──────── Information shown ────────

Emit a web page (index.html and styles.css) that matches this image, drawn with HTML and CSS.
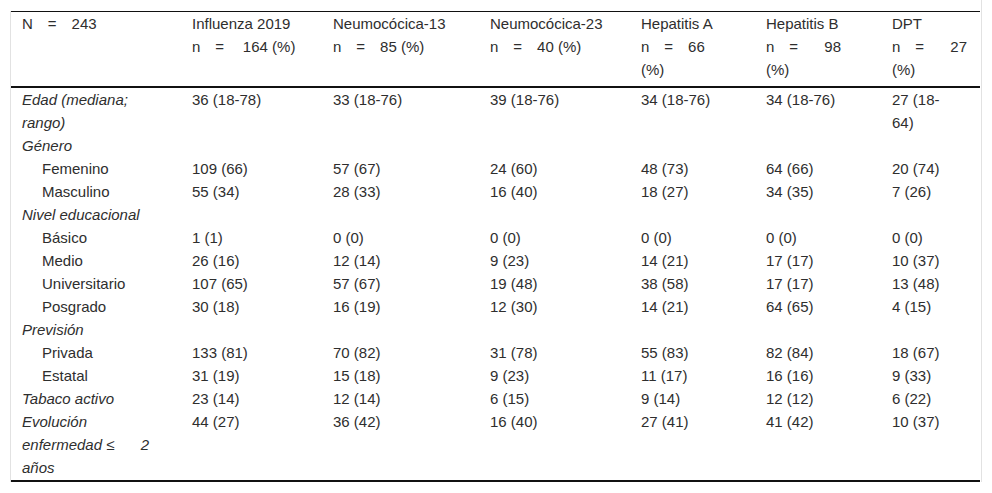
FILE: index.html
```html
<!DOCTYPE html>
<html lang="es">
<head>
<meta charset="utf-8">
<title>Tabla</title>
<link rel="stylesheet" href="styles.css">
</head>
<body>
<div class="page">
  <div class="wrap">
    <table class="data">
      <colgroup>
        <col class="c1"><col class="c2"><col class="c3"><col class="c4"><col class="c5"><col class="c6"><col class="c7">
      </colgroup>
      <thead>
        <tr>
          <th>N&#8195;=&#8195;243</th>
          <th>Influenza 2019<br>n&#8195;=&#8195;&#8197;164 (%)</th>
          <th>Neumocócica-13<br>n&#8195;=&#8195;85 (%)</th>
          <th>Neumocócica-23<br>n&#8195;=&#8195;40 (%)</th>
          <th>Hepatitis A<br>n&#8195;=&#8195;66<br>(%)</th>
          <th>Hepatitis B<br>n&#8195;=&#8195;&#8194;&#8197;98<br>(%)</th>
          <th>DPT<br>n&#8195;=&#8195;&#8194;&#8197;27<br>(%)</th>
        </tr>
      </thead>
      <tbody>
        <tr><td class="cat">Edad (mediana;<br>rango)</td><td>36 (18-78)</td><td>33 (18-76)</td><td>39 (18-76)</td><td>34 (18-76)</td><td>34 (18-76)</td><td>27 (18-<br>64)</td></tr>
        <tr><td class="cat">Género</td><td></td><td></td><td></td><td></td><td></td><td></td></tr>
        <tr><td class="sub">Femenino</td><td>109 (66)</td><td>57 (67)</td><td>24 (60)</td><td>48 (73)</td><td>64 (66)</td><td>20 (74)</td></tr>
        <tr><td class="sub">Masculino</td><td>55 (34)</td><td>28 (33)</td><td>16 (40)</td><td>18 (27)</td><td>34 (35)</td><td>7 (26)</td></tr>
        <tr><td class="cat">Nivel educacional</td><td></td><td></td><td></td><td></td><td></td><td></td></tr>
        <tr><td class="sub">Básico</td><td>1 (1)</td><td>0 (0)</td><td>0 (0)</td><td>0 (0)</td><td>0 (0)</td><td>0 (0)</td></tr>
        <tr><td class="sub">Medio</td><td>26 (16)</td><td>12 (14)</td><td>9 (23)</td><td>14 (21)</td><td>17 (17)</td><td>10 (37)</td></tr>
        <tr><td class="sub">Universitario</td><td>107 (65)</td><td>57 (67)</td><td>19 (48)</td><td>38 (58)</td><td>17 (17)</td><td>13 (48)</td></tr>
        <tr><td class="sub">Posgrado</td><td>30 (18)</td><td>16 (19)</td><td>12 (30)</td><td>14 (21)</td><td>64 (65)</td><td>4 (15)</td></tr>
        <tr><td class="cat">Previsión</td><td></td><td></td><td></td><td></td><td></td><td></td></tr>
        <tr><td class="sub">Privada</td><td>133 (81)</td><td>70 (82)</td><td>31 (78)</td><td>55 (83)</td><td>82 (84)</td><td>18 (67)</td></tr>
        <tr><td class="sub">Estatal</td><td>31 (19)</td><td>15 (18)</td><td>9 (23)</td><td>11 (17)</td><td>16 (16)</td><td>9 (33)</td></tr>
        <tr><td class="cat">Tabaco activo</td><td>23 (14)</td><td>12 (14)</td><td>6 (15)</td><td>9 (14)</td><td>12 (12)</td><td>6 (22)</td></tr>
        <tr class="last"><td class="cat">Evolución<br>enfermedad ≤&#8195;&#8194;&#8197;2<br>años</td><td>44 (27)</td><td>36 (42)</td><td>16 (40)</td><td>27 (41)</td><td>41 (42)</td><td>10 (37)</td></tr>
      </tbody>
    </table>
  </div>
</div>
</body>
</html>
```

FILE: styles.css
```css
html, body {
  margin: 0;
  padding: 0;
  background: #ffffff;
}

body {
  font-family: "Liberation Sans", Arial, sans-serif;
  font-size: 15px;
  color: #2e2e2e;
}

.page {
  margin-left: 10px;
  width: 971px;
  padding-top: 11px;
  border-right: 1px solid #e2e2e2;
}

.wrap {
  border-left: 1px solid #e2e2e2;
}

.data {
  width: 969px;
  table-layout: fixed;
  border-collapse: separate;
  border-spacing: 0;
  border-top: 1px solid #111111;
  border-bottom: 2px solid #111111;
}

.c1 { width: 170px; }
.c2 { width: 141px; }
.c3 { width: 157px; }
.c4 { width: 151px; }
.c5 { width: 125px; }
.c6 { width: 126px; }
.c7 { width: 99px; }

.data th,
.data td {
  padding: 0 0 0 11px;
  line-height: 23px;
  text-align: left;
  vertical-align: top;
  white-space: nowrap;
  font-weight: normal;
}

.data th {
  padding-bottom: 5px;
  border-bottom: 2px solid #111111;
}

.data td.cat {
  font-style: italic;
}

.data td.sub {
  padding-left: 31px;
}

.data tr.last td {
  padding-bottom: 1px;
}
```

────────

### Goal
From the listing above, pick out every line containing "styles".

### The reply
Emit a web page (index.html and styles.css) that matches this image, drawn with HTML and CSS.
<link rel="stylesheet" href="styles.css">
FILE: styles.css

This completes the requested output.